- **GIVEN INFORMATION**:
## Begin

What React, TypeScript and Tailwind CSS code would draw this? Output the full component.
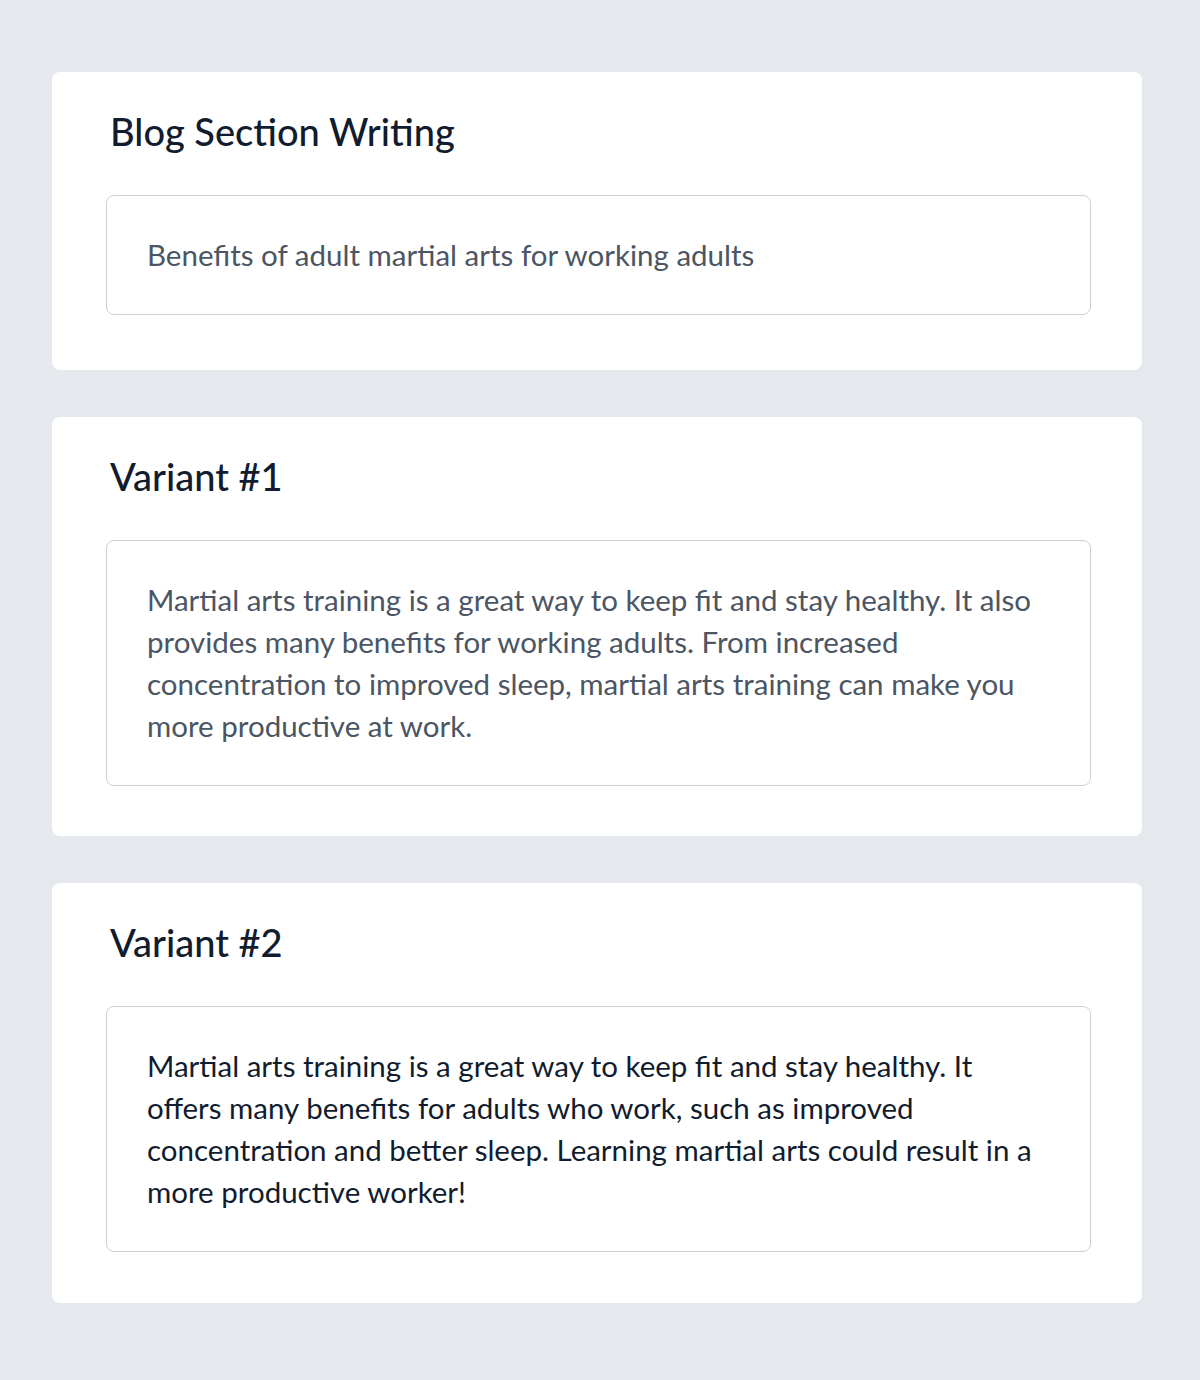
const cards = [
  {
    title: 'Blog Section Writing',
    body: 'Benefits of adult martial arts for working adults',
    tone: 'text-[#4b5563]',
    pb: 'pb-[55px]',
  },
  {
    title: 'Variant #1',
    body: 'Martial arts training is a great way to keep fit and stay healthy. It also provides many benefits for working adults. From increased concentration to improved sleep, martial arts training can make you more productive at work.',
    tone: 'text-[#4b5563]',
    pb: 'pb-[50px]',
  },
  {
    title: 'Variant #2',
    body: 'Martial arts training is a great way to keep fit and stay healthy. It offers many benefits for adults who work, such as improved concentration and better sleep. Learning martial arts could result in a more productive worker!',
    tone: 'text-[#111c2e]',
    pb: 'pb-[51px]',
  },
];

export default function App() {
  return (
    <div
      className="min-h-[1380px] bg-[#e5e8ed] pl-[52px] pr-[58px] pt-[72px] pb-[76px] flex flex-col gap-[47px]"
      style={{ fontFamily: 'Lato, "Open Sans", sans-serif' }}
    >
      {cards.map((c) => (
        <section key={c.title} className={`bg-white rounded-lg pt-[37px] pl-[54px] pr-[51px] ${c.pb}`}>
          <h2 className="text-[38px] leading-[44px] font-medium text-[#111c2e] mb-[42px] pl-[4px]">{c.title}</h2>
          <div
            className={`border-[1.5px] border-[#cbd0db] rounded-lg pl-[40px] pr-[39px] py-[38px] text-[29.5px] leading-[42px] ${c.tone}`}
          >
            {c.body}
          </div>
        </section>
      ))}
    </div>
  );
}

## End

Copy each line above precisely, dropping the pictures.

- **ANSWER TO THIS EXERCISE**:
What React, TypeScript and Tailwind CSS code would draw this? Output the full component.
const cards = [
  {
    title: 'Blog Section Writing',
    body: 'Benefits of adult martial arts for working adults',
    tone: 'text-[#4b5563]',
    pb: 'pb-[55px]',
  },
  {
    title: 'Variant #1',
    body: 'Martial arts training is a great way to keep fit and stay healthy. It also provides many benefits for working adults. From increased concentration to improved sleep, martial arts training can make you more productive at work.',
    tone: 'text-[#4b5563]',
    pb: 'pb-[50px]',
  },
  {
    title: 'Variant #2',
    body: 'Martial arts training is a great way to keep fit and stay healthy. It offers many benefits for adults who work, such as improved concentration and better sleep. Learning martial arts could result in a more productive worker!',
    tone: 'text-[#111c2e]',
    pb: 'pb-[51px]',
  },
];

export default function App() {
  return (
    <div
      className="min-h-[1380px] bg-[#e5e8ed] pl-[52px] pr-[58px] pt-[72px] pb-[76px] flex flex-col gap-[47px]"
      style={{ fontFamily: 'Lato, "Open Sans", sans-serif' }}
    >
      {cards.map((c) => (
        <section key={c.title} className={`bg-white rounded-lg pt-[37px] pl-[54px] pr-[51px] ${c.pb}`}>
          <h2 className="text-[38px] leading-[44px] font-medium text-[#111c2e] mb-[42px] pl-[4px]">{c.title}</h2>
          <div
            className={`border-[1.5px] border-[#cbd0db] rounded-lg pl-[40px] pr-[39px] py-[38px] text-[29.5px] leading-[42px] ${c.tone}`}
          >
            {c.body}
          </div>
        </section>
      ))}
    </div>
  );
}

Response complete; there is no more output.